Introductory Soil Science Exercises Using USDA Web Soil Survey

  1. Christopher J. Post *,
  2. Elena Mikhailova and
  3. Christopher M. McWhorter
  1. Department of Forestry and Natural Resources, Clemson Univ., Clemson, SC 29634. C.J. Post, current address: Dep. of Forestry and Natural Resources, Clemson Univ., 261 Lehotsky Hall, Clemson, SC 29634

Abstract

The USDA, Natural Resource Conservation Service (NRCS) Web Soil Survey is a valuable teaching tool for soil science education. By incorporating the Web Soil Survey into an undergraduate-level course, students are able to use the most detailed digital soil survey information without the steep learning curve associated with geographic information systems (GIS). We have developed two laboratory exercises utilizing the Web Soil Survey: (1) “Using NRCS Web Soil Survey to evaluate soil physical properties, septic suitability and basement suitability”; and (2) “Using NRCS Web Soil Survey to evaluate soil chemical properties.” The primary objective of these laboratory exercises was to teach students how the Web Soil Survey can be used as a tool to make environmentally based land use decisions.
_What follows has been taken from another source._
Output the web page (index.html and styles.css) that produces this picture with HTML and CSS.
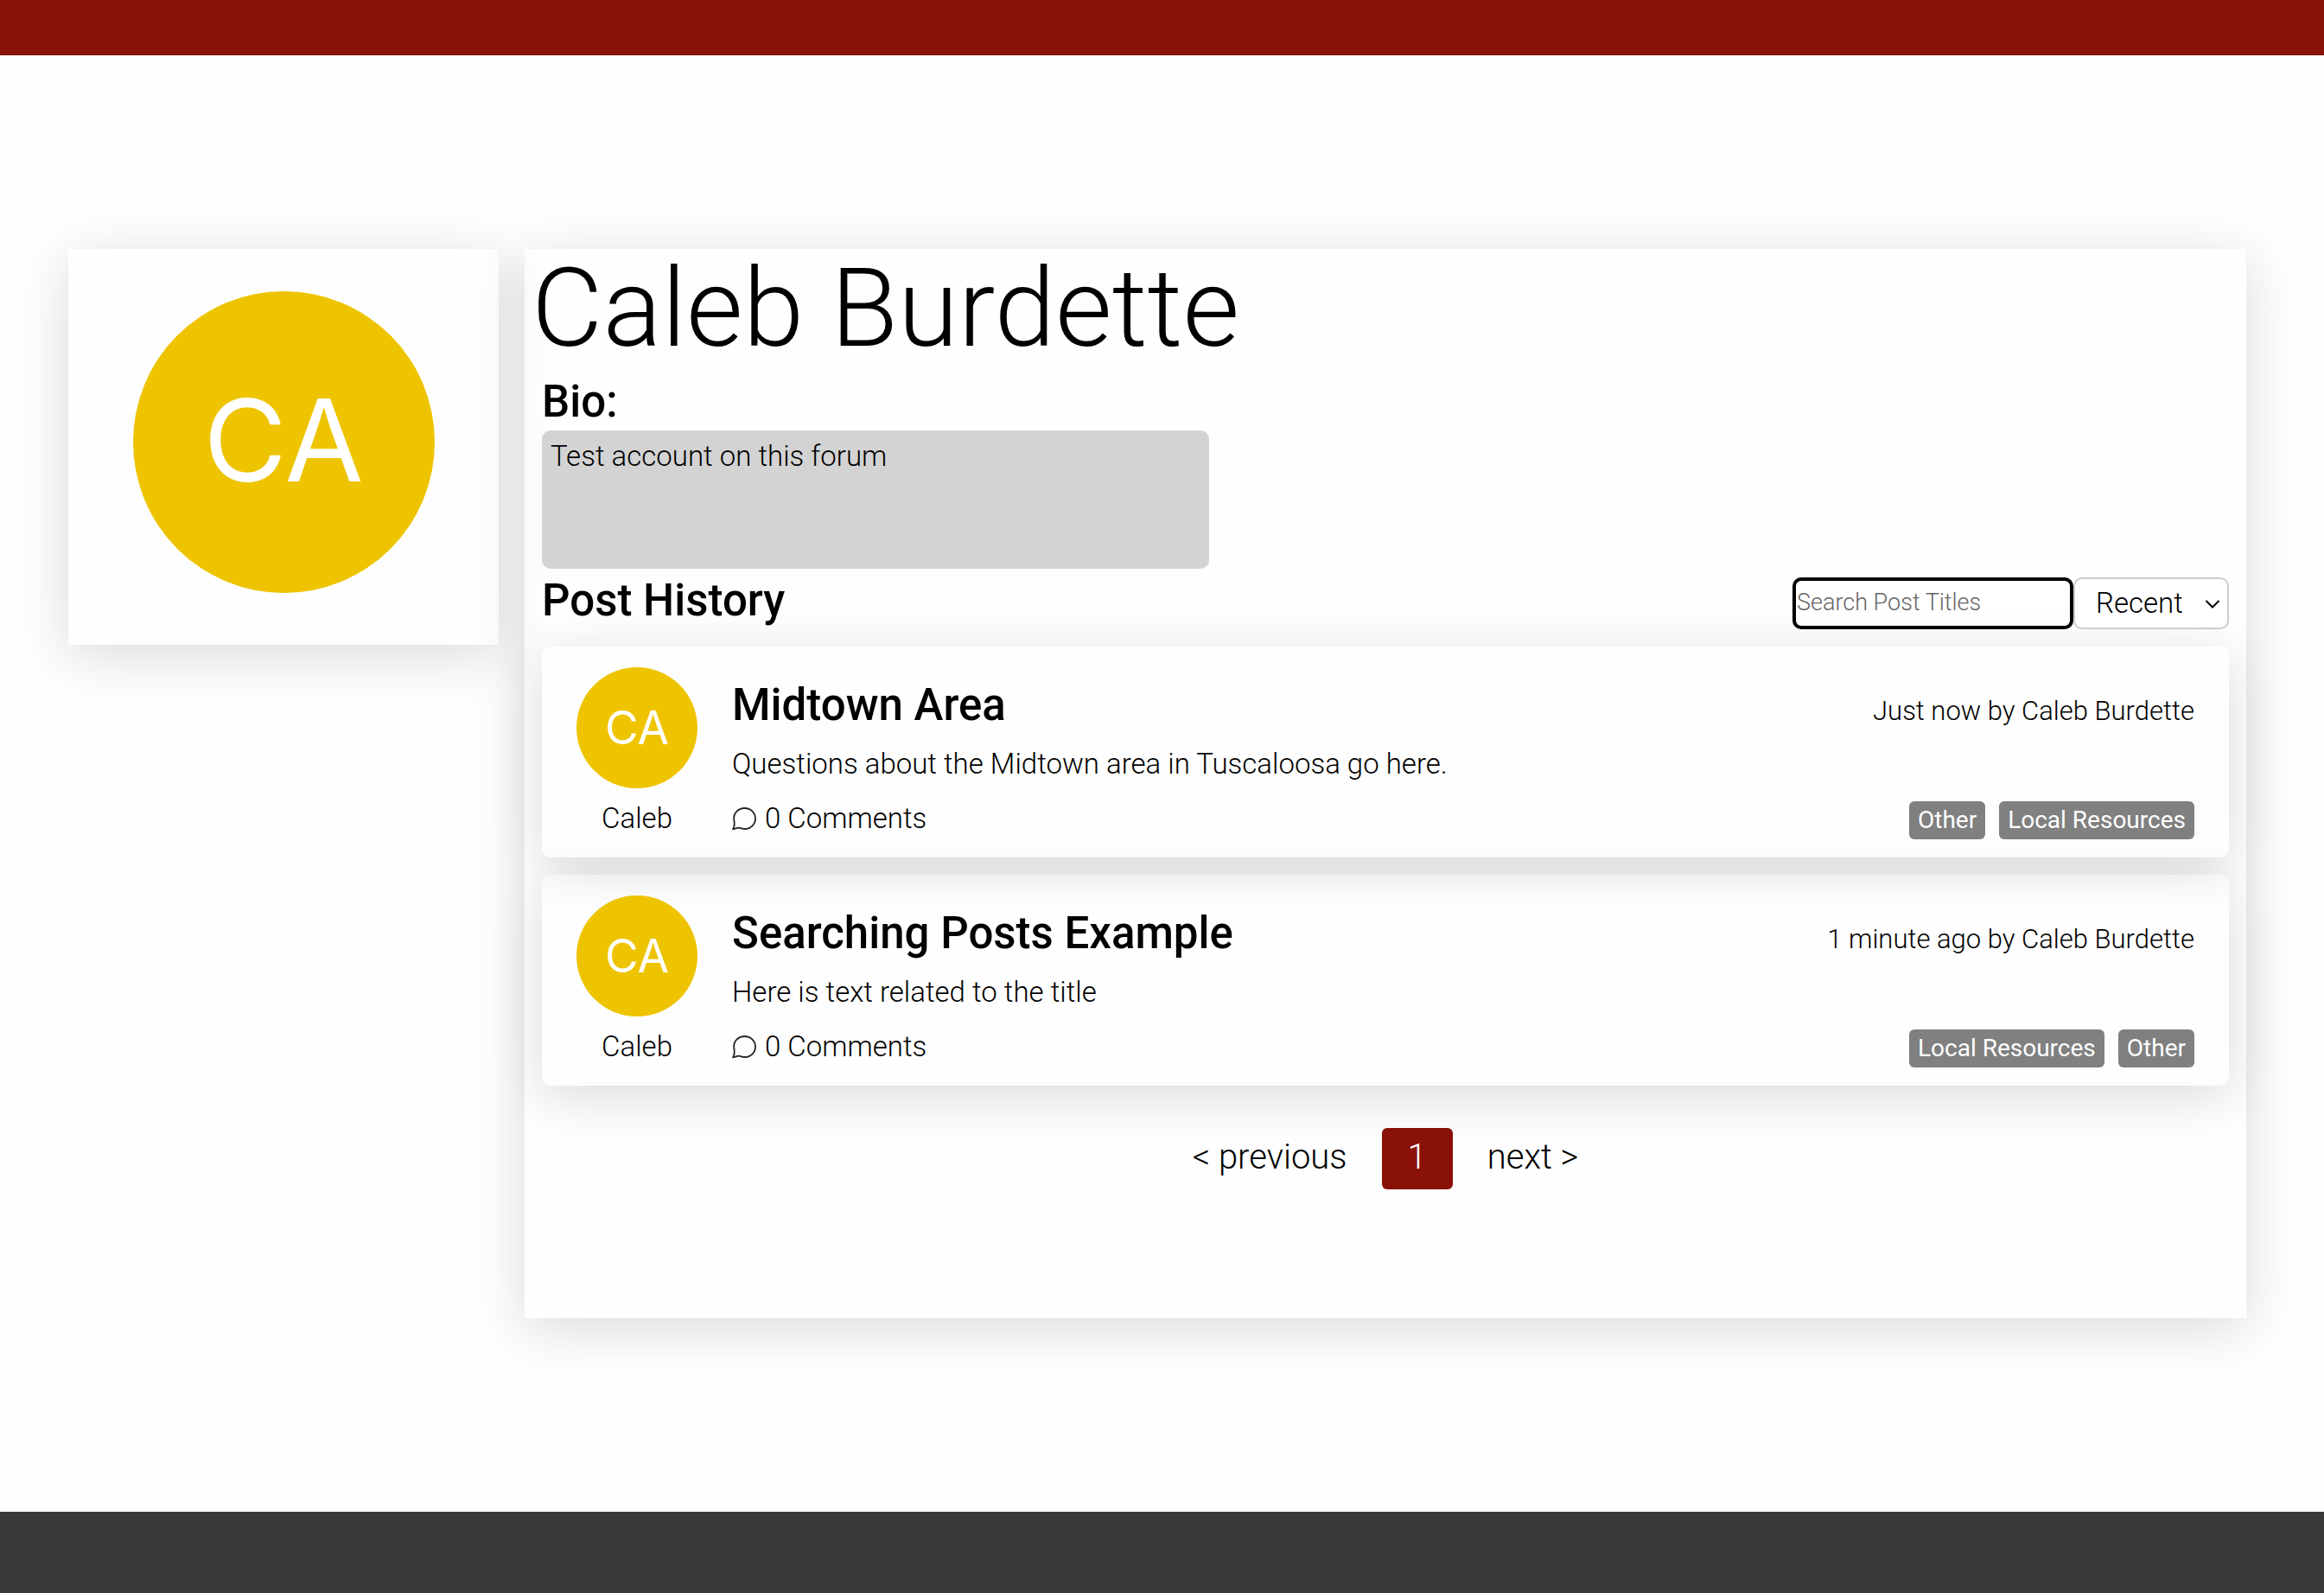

Sixty-seven Clemson University students from various fields (horticulture, forestry, agricultural mechanization, and agricultural education) had hands-on training in using the Web Soil Survey during CSENV 202: Introductory Soil Science course taught in spring 2006. Student responses to the laboratory exercises were strongly positive, both in terms of how the Web Soil Survey helped them understand a range of soil science topics as well as the potential for using the system in their future careers. Incorporation of the Web Soil Survey into introductory soil science courses should have a significant impact on the quality of soil science education and training.